During the training phase we want to calculate estimates for the mean and the variance using the input batch of data (hence the Batch in BatchNorm), and use these for normalization for that batch. We get this behavior on the forward pass when setting use_global_stats=False. We’re using local stats (i.e. just for that batch), and not ‘global stats’.

In the background we also update a running average for the mean and variance (called running_mean and running_var), but we don’t use it yet while use_global_stats=False. Mean and variance estimates from single batches change quite a lot between batches, so we have this running average to smooth things out and get a more reliable estimate for the dataset’s mean and variance; we call these running average estimates the ‘global stats’.

When we set use_global_stats=True during inference, we change the behavior of the forward pass. Instead of using the batch estimates of mean and variance (local stats), we now use the running estimates (global stats), that had been calculated during the training phase.

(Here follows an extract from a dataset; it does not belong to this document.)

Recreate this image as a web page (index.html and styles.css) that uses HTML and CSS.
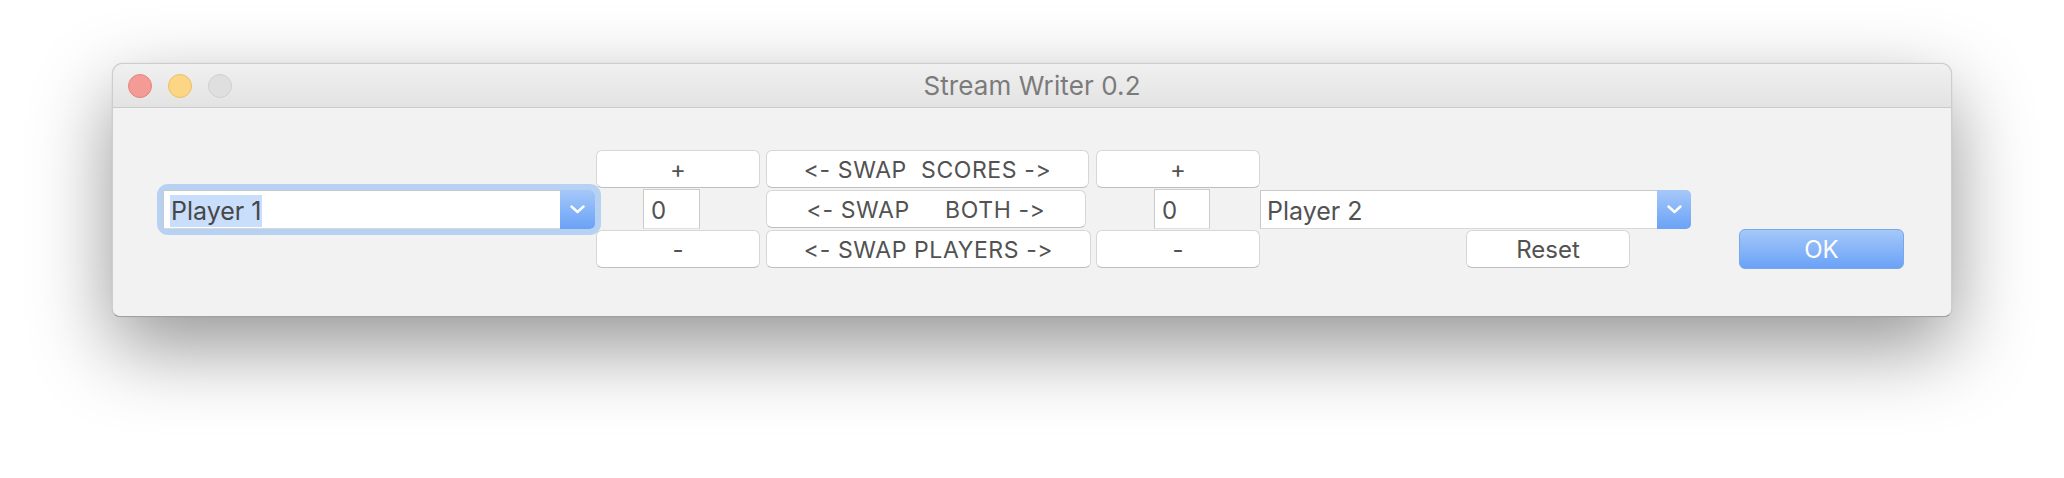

I don’t believe it’s common to set use_global_stats=True for training, are there any other examples of this? Currently this layer would be initialized with running means as 0 and running variance as 1, so this layer wouldn’t do any initial scaling, and these are not updated while training. And for the second step, beta will be initialized as 0 and gamma as 1, but I would expect these to be updated during training so that some scaling behavior would be learnt.


#3

Thank you for your replay.
In mx-rcnn, I can only find use_global_stats=True in this repo. Moreover, in mx-maskrcnn, it is same.


#4

In mx-maskrcnn. I notice use_global_stats is set to be True, but fix_gamma is set to be False, this means gamma and beta could be learnt in training.
So it means we can use use_global_stats=True in training, and the difference is moving_mean and moving_var will be used instead of data_mean and data_var, although it is different from the original BatchNorm.


#5

So use_global_stats=True in training will technically use the variables running_mean and running_var but they won’t update, so the won’t actually be running averages. Unless you’re using pre-trained weights for these parameters, they will be set to 0 and 1 respectively (for each input channel), and so no scaling will occur in this stage.